((
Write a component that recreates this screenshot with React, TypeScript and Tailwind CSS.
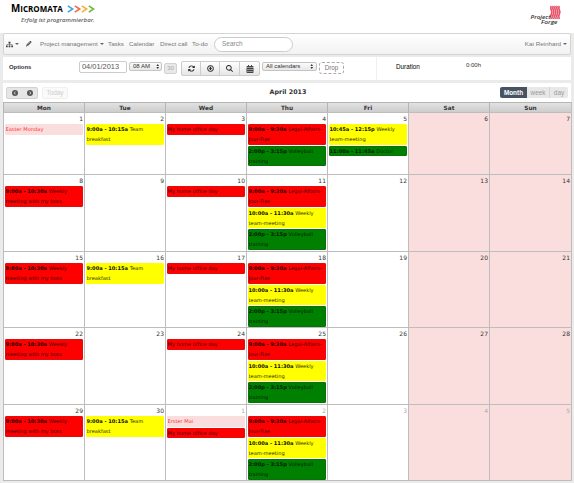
))
((
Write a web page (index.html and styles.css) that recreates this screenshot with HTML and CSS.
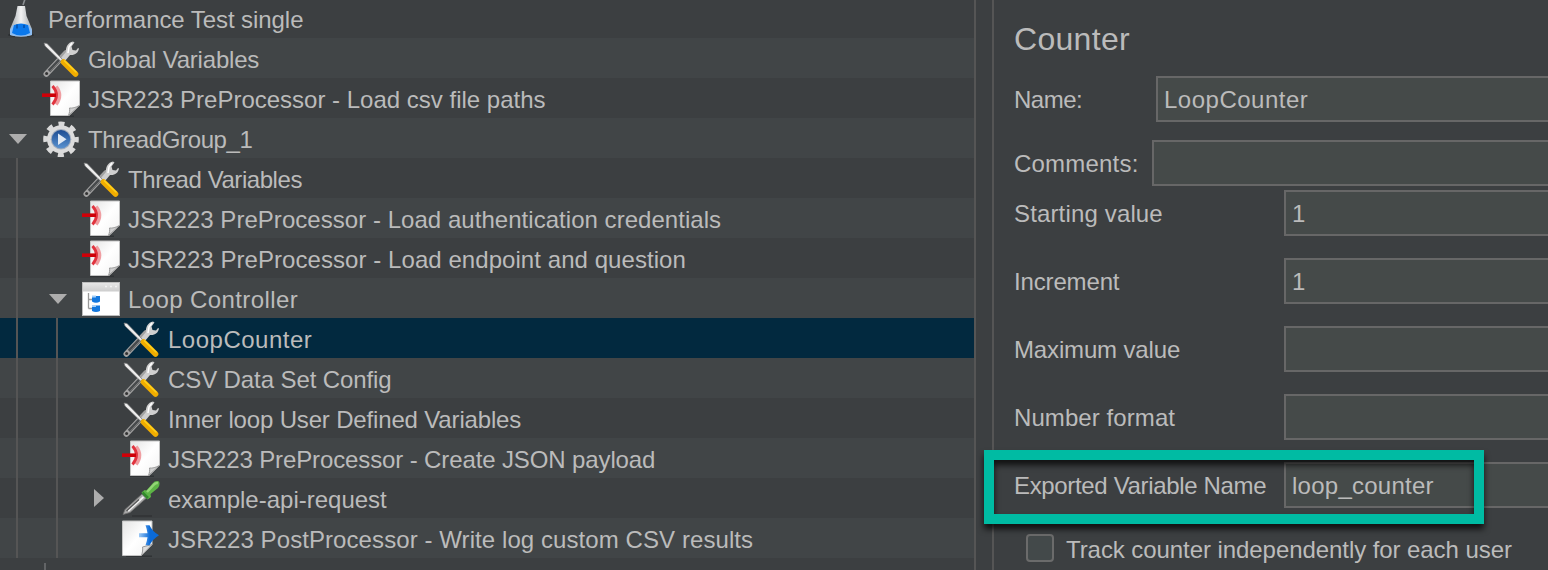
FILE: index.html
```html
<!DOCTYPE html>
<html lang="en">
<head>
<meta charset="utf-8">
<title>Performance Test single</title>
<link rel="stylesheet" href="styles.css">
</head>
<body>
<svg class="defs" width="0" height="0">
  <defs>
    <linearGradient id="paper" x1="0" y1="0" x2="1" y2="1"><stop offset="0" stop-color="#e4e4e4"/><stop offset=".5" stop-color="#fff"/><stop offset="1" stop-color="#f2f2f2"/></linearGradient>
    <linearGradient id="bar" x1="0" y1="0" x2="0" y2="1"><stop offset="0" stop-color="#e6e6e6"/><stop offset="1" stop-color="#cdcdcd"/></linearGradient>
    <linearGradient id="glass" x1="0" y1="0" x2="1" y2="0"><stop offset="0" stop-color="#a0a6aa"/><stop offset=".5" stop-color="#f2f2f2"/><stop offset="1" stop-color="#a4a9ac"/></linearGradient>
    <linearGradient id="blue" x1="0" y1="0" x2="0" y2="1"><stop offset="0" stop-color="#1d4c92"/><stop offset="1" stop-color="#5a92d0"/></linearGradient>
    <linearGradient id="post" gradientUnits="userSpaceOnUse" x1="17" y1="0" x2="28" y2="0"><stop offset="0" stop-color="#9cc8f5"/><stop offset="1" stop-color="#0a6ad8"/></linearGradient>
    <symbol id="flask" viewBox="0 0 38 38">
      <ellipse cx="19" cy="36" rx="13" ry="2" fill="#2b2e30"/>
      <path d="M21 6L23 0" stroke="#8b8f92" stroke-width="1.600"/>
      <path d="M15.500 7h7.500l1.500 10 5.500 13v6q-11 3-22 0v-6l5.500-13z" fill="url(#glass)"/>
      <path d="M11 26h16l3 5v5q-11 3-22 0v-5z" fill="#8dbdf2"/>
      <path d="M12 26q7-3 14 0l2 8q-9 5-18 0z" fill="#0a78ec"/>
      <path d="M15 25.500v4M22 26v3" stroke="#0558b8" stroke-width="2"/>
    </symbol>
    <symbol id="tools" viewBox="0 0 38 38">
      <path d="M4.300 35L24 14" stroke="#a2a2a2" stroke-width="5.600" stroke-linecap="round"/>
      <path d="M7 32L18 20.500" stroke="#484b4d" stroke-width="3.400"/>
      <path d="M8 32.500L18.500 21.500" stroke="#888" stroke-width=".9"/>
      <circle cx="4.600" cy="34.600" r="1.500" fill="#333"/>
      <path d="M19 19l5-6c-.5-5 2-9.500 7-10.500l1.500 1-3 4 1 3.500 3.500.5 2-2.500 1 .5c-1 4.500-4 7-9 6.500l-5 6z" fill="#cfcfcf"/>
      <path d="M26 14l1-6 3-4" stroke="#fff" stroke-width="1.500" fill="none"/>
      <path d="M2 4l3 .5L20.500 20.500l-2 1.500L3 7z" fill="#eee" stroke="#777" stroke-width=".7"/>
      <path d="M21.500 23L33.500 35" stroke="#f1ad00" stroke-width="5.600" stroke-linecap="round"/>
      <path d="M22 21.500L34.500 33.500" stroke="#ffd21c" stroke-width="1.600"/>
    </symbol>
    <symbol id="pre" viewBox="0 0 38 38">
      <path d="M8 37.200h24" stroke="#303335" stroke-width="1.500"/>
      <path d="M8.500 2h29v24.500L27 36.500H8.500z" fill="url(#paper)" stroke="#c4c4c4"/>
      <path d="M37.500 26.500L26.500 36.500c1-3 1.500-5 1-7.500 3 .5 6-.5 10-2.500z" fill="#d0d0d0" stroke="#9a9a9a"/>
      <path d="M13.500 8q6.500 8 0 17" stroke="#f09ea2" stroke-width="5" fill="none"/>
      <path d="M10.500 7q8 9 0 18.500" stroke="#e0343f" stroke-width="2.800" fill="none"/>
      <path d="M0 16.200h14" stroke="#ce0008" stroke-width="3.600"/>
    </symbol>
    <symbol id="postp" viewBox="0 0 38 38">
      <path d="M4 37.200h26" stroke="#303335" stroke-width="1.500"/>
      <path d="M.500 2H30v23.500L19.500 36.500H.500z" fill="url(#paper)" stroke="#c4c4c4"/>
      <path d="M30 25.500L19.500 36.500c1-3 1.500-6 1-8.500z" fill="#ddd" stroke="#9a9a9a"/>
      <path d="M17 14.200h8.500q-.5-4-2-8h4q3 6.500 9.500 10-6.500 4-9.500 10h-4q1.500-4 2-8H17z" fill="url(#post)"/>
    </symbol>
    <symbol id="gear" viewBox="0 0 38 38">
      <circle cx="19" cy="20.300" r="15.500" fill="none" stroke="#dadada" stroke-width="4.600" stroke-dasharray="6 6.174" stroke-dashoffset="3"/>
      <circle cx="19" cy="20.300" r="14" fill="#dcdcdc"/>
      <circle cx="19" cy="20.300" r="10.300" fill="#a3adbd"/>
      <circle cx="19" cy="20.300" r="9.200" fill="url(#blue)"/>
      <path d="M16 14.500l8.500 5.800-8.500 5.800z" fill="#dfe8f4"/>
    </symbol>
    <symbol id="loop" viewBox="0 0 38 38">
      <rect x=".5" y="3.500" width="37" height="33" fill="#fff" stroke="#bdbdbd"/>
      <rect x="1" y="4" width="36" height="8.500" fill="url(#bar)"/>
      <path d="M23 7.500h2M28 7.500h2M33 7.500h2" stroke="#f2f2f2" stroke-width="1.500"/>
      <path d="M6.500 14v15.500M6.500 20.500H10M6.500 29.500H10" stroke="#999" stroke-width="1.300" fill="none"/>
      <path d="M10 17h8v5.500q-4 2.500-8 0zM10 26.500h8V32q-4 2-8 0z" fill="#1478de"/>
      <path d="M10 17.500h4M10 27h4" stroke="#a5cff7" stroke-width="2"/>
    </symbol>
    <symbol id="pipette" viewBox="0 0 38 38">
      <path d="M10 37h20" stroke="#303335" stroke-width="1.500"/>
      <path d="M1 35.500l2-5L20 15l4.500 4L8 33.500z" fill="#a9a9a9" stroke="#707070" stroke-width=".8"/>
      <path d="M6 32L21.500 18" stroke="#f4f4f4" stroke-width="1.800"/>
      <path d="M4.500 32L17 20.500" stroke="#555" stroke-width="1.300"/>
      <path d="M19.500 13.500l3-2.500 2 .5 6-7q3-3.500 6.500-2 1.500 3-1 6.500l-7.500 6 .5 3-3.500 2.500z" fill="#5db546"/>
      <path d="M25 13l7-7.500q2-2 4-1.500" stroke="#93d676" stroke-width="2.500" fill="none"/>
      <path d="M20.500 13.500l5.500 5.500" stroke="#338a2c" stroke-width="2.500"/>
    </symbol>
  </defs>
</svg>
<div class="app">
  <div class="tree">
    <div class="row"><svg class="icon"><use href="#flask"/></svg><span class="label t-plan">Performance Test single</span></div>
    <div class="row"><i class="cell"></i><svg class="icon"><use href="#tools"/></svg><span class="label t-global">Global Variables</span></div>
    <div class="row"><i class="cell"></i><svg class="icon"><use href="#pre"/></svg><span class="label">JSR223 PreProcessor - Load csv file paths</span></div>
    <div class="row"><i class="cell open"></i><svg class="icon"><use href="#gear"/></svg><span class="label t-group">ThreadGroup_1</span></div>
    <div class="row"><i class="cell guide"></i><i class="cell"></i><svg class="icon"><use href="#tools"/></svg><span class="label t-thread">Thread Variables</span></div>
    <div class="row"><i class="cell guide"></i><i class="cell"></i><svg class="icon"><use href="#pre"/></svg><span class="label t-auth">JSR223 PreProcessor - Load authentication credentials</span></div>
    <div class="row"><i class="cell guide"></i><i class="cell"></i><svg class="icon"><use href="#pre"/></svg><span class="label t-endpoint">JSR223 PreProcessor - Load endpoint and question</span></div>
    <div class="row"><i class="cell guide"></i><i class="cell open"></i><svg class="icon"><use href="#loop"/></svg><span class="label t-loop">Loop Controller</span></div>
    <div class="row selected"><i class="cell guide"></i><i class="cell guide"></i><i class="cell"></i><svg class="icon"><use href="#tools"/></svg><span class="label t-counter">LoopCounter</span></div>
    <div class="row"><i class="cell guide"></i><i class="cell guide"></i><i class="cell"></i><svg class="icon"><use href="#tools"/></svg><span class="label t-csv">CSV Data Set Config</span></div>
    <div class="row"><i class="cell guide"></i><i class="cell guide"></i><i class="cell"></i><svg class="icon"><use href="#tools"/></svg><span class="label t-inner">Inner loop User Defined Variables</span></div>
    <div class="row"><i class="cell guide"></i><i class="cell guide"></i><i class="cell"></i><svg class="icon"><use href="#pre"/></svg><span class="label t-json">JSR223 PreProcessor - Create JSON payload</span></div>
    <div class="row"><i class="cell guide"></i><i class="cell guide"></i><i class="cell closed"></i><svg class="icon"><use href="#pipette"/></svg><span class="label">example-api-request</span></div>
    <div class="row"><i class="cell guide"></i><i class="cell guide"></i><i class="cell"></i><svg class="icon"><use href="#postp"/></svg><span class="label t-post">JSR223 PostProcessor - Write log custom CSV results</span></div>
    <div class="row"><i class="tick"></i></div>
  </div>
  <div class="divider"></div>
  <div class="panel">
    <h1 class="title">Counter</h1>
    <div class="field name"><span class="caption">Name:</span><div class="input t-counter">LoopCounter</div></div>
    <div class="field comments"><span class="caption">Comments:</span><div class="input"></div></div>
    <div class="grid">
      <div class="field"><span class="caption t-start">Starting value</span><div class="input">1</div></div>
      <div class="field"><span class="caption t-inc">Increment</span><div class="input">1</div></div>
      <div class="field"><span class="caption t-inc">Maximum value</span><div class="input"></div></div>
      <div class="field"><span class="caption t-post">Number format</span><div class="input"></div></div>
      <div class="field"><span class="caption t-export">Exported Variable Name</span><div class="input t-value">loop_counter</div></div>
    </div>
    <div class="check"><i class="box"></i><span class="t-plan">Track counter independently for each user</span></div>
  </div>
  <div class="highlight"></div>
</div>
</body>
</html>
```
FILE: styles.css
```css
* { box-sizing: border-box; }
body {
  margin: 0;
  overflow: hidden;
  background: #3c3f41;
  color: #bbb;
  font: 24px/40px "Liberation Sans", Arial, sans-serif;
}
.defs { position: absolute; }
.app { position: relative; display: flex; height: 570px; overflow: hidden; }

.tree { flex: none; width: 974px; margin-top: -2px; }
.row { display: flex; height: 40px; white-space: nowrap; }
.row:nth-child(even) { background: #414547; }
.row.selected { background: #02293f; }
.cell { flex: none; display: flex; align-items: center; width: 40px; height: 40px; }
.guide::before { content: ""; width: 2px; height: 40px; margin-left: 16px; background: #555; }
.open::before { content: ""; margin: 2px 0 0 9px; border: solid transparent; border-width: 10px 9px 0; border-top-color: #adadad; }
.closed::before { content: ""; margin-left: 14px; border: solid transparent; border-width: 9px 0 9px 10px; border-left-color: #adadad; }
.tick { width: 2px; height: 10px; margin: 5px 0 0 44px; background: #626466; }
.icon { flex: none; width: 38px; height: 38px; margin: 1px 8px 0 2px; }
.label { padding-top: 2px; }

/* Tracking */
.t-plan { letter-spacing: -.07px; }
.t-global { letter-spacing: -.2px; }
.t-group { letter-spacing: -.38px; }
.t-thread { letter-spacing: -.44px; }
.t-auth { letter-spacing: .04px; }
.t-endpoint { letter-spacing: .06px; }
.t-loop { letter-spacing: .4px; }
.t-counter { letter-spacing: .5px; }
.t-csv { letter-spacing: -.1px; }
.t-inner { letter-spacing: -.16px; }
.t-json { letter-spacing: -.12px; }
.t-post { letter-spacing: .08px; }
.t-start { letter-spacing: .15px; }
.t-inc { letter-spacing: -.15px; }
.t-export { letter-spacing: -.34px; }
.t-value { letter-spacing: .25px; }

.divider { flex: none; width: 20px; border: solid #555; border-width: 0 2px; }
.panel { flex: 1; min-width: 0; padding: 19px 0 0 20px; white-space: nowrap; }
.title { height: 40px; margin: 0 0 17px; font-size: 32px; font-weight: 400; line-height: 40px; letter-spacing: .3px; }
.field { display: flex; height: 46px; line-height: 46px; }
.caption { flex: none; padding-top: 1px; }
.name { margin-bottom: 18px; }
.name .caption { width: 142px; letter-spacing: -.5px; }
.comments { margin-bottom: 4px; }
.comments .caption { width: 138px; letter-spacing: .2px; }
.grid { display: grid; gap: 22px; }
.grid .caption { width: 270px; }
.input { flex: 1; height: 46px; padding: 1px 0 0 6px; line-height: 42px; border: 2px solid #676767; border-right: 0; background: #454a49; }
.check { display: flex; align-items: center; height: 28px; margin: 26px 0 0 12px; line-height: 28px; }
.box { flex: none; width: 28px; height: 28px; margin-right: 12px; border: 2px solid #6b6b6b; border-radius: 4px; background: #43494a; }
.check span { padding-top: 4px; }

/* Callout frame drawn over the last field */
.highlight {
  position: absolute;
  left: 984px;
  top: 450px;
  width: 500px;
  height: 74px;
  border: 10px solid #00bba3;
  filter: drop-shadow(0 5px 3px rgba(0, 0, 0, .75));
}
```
))
**DIRECTIONS**
Only lines with the word "that" should be collected from the material.

**EXERCISE OUTPUT**
Write a component that recreates this screenshot with React, TypeScript and Tailwind CSS.
Write a web page (index.html and styles.css) that recreates this screenshot with HTML and CSS.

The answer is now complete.